> Exercise aim
Everything in the listing except the pictures should be written out exactly.

++++++++++++++++++++

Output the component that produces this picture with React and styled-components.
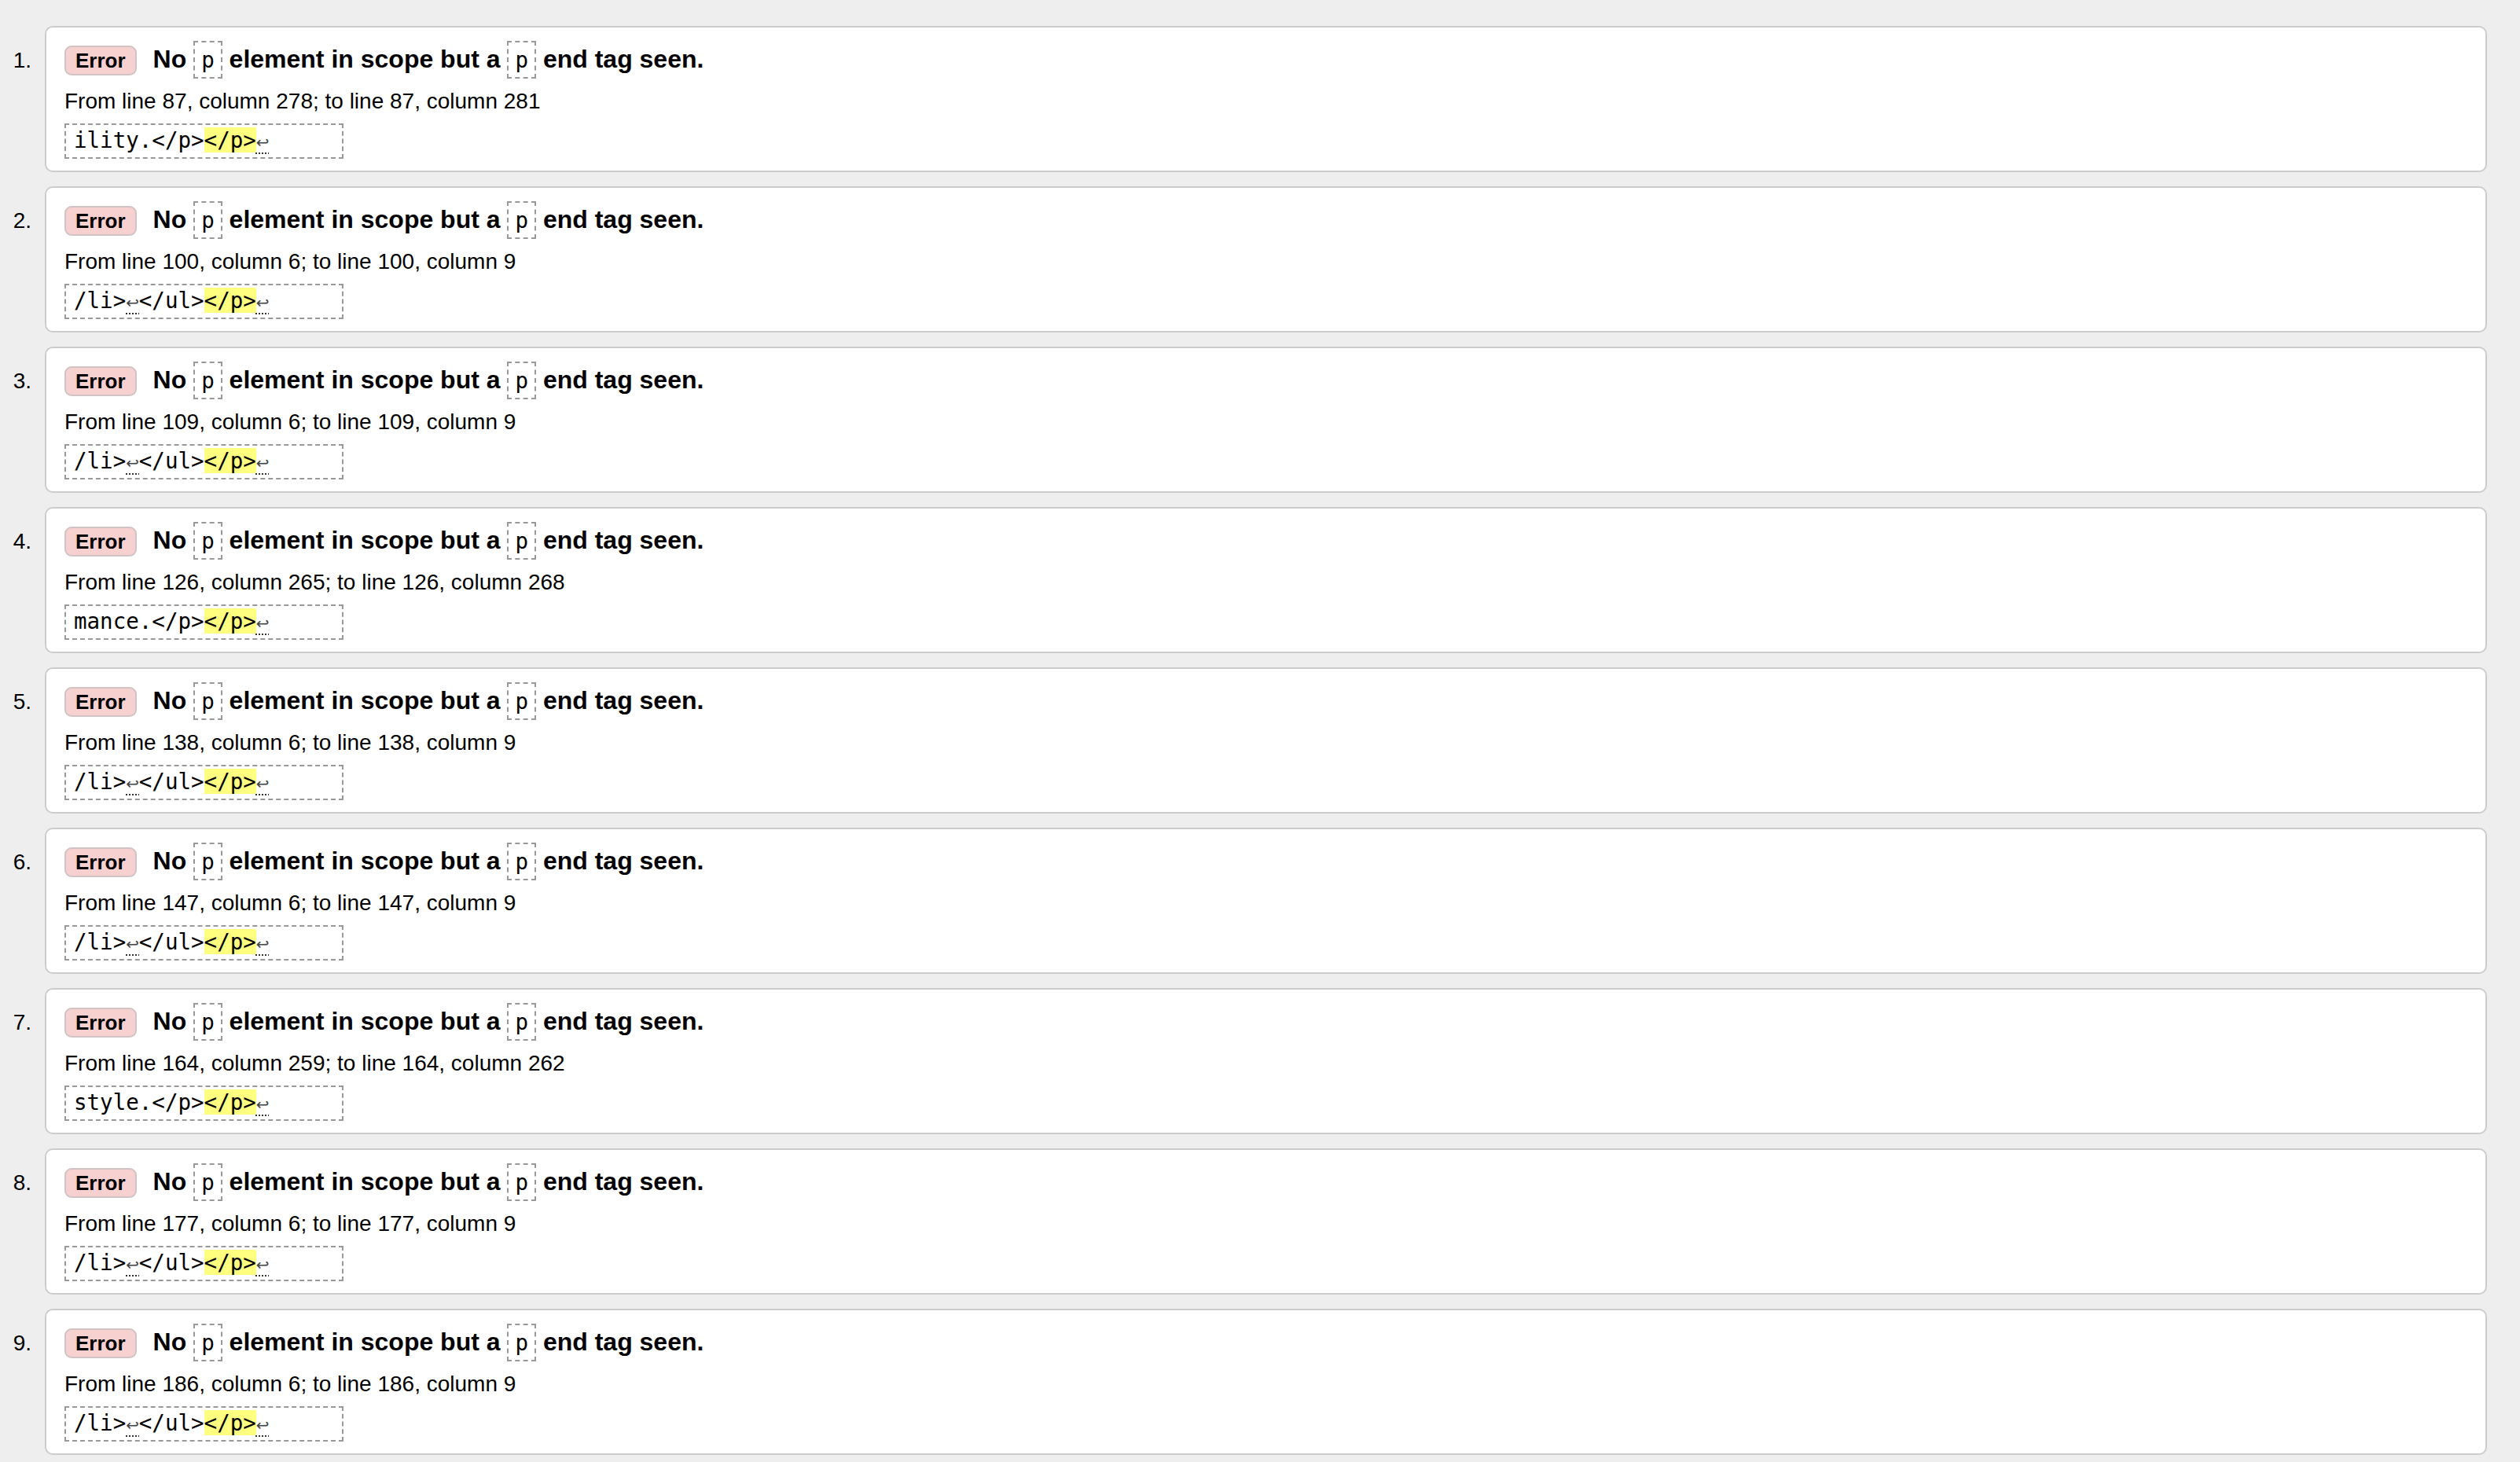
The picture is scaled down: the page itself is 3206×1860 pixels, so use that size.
import React from 'react'
import styled, { createGlobalStyle } from 'styled-components'

const GlobalStyle = createGlobalStyle`
  html, body {
    margin: 0;
    padding: 0;
    background: #eee;
  }
  body {
    font-family: "Liberation Sans", Arial, sans-serif;
    color: #000;
  }
`

// each message: where it was found, and the extract pieces
const messages = [
  { from: [87, 278], to: [87, 281], before: 'ility.</p>' },
  { from: [100, 6], to: [100, 9], before: 'li' },
  { from: [109, 6], to: [109, 9], before: 'li' },
  { from: [126, 265], to: [126, 268], before: 'mance.</p>' },
  { from: [138, 6], to: [138, 9], before: 'li' },
  { from: [147, 6], to: [147, 9], before: 'li' },
  { from: [164, 259], to: [164, 262], before: 'style.</p>' },
  { from: [177, 6], to: [177, 9], before: 'li' },
  { from: [186, 6], to: [186, 9], before: 'li' },
]

const Page = styled.ol`
  list-style: none;
  margin: 0;
  padding: 33px 42px 0 0;
  display: flex;
  flex-direction: column;
  gap: 18px;
`

const Item = styled.li`
  display: flex;
  align-items: baseline;
`

const Number = styled.span`
  flex: 0 0 57px;
  box-sizing: border-box;
  padding-right: 17px;
  text-align: right;
  font-size: 28px;
`

const Card = styled.div`
  flex: 1;
  background: #fff;
  border: 2px solid #ccc;
  border-radius: 10px;
  padding: 16px 23px 15px;
`

const Title = styled.p`
  margin: 0;
  font-size: 32px;
  font-weight: bold;
  line-height: 48px;
`

const Badge = styled.strong`
  display: inline-block;
  background: #f7d0d0;
  border: 2px solid #d2c4c4;
  border-radius: 9px;
  padding: 2px 12px;
  margin-right: 21px;
  font-size: 26px;
  line-height: 30px;
`

const Code = styled.code`
  display: inline-block;
  font-family: "DejaVu Sans Mono", "Liberation Mono", monospace;
  font-weight: normal;
  font-size: 27.5px;
  line-height: 32px;
  padding: 6px 8px;
  border: 2px dashed #999;
`

const Location = styled.p`
  margin: 11px 0 0;
  font-size: 28px;
  line-height: 36px;
`

const Extract = styled.code`
  display: block;
  margin-top: 10px;
  width: 20ch;
  padding: 3px 10px;
  border: 2px dashed #999;
  font-family: "DejaVu Sans Mono", "Liberation Mono", monospace;
  font-size: 27.5px;
  line-height: 32px;
  white-space: pre;
`

const Mark = styled.b`
  font-weight: normal;
  background: #ffff80;
`

const LineFeed = styled.span`
  display: inline-block;
  width: 1ch;
  font-size: 27.5px;
  text-align: left;
  color: #444;
  span {
    font-family: "DejaVu Sans", sans-serif;
    font-size: 20px;
    text-decoration: underline dotted #333;
    text-decoration-thickness: 2px;
    text-underline-offset: 6px;
  }
`

const Lf = () => (
  <LineFeed title="Line feed">
    <span>↩</span>
  </LineFeed>
)

const Snippet = ({ before }) =>
  before === 'li' ? (
    <>
      /li&gt;<Lf />&lt;/ul&gt;
    </>
  ) : (
    before
  )

export default function App() {
  return (
    <>
      <GlobalStyle />
      <Page>
        {messages.map((m, i) => (
          <Item key={i}>
            <Number>{i + 1}.</Number>
            <Card>
              <Title>
                <Badge>Error</Badge>
                No <Code>p</Code> element in scope but a <Code>p</Code> end tag seen.
              </Title>
              <Location>
                From line {m.from[0]}, column {m.from[1]}; to line {m.to[0]}, column {m.to[1]}
              </Location>
              <Extract>
                <Snippet before={m.before} />
                <Mark>&lt;/p&gt;</Mark>
                <Lf />
              </Extract>
            </Card>
          </Item>
        ))}
      </Page>
    </>
  )
}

++++++++++++++++++++

> Finished task
Output the component that produces this picture with React and styled-components.
The picture is scaled down: the page itself is 3206×1860 pixels, so use that size.
import React from 'react'
import styled, { createGlobalStyle } from 'styled-components'

const GlobalStyle = createGlobalStyle`
  html, body {
    margin: 0;
    padding: 0;
    background: #eee;
  }
  body {
    font-family: "Liberation Sans", Arial, sans-serif;
    color: #000;
  }
`

// each message: where it was found, and the extract pieces
const messages = [
  { from: [87, 278], to: [87, 281], before: 'ility.</p>' },
  { from: [100, 6], to: [100, 9], before: 'li' },
  { from: [109, 6], to: [109, 9], before: 'li' },
  { from: [126, 265], to: [126, 268], before: 'mance.</p>' },
  { from: [138, 6], to: [138, 9], before: 'li' },
  { from: [147, 6], to: [147, 9], before: 'li' },
  { from: [164, 259], to: [164, 262], before: 'style.</p>' },
  { from: [177, 6], to: [177, 9], before: 'li' },
  { from: [186, 6], to: [186, 9], before: 'li' },
]

const Page = styled.ol`
  list-style: none;
  margin: 0;
  padding: 33px 42px 0 0;
  display: flex;
  flex-direction: column;
  gap: 18px;
`

const Item = styled.li`
  display: flex;
  align-items: baseline;
`

const Number = styled.span`
  flex: 0 0 57px;
  box-sizing: border-box;
  padding-right: 17px;
  text-align: right;
  font-size: 28px;
`

const Card = styled.div`
  flex: 1;
  background: #fff;
  border: 2px solid #ccc;
  border-radius: 10px;
  padding: 16px 23px 15px;
`

const Title = styled.p`
  margin: 0;
  font-size: 32px;
  font-weight: bold;
  line-height: 48px;
`

const Badge = styled.strong`
  display: inline-block;
  background: #f7d0d0;
  border: 2px solid #d2c4c4;
  border-radius: 9px;
  padding: 2px 12px;
  margin-right: 21px;
  font-size: 26px;
  line-height: 30px;
`

const Code = styled.code`
  display: inline-block;
  font-family: "DejaVu Sans Mono", "Liberation Mono", monospace;
  font-weight: normal;
  font-size: 27.5px;
  line-height: 32px;
  padding: 6px 8px;
  border: 2px dashed #999;
`

const Location = styled.p`
  margin: 11px 0 0;
  font-size: 28px;
  line-height: 36px;
`

const Extract = styled.code`
  display: block;
  margin-top: 10px;
  width: 20ch;
  padding: 3px 10px;
  border: 2px dashed #999;
  font-family: "DejaVu Sans Mono", "Liberation Mono", monospace;
  font-size: 27.5px;
  line-height: 32px;
  white-space: pre;
`

const Mark = styled.b`
  font-weight: normal;
  background: #ffff80;
`

const LineFeed = styled.span`
  display: inline-block;
  width: 1ch;
  font-size: 27.5px;
  text-align: left;
  color: #444;
  span {
    font-family: "DejaVu Sans", sans-serif;
    font-size: 20px;
    text-decoration: underline dotted #333;
    text-decoration-thickness: 2px;
    text-underline-offset: 6px;
  }
`

const Lf = () => (
  <LineFeed title="Line feed">
    <span>↩</span>
  </LineFeed>
)

const Snippet = ({ before }) =>
  before === 'li' ? (
    <>
      /li&gt;<Lf />&lt;/ul&gt;
    </>
  ) : (
    before
  )

export default function App() {
  return (
    <>
      <GlobalStyle />
      <Page>
        {messages.map((m, i) => (
          <Item key={i}>
            <Number>{i + 1}.</Number>
            <Card>
              <Title>
                <Badge>Error</Badge>
                No <Code>p</Code> element in scope but a <Code>p</Code> end tag seen.
              </Title>
              <Location>
                From line {m.from[0]}, column {m.from[1]}; to line {m.to[0]}, column {m.to[1]}
              </Location>
              <Extract>
                <Snippet before={m.before} />
                <Mark>&lt;/p&gt;</Mark>
                <Lf />
              </Extract>
            </Card>
          </Item>
        ))}
      </Page>
    </>
  )
}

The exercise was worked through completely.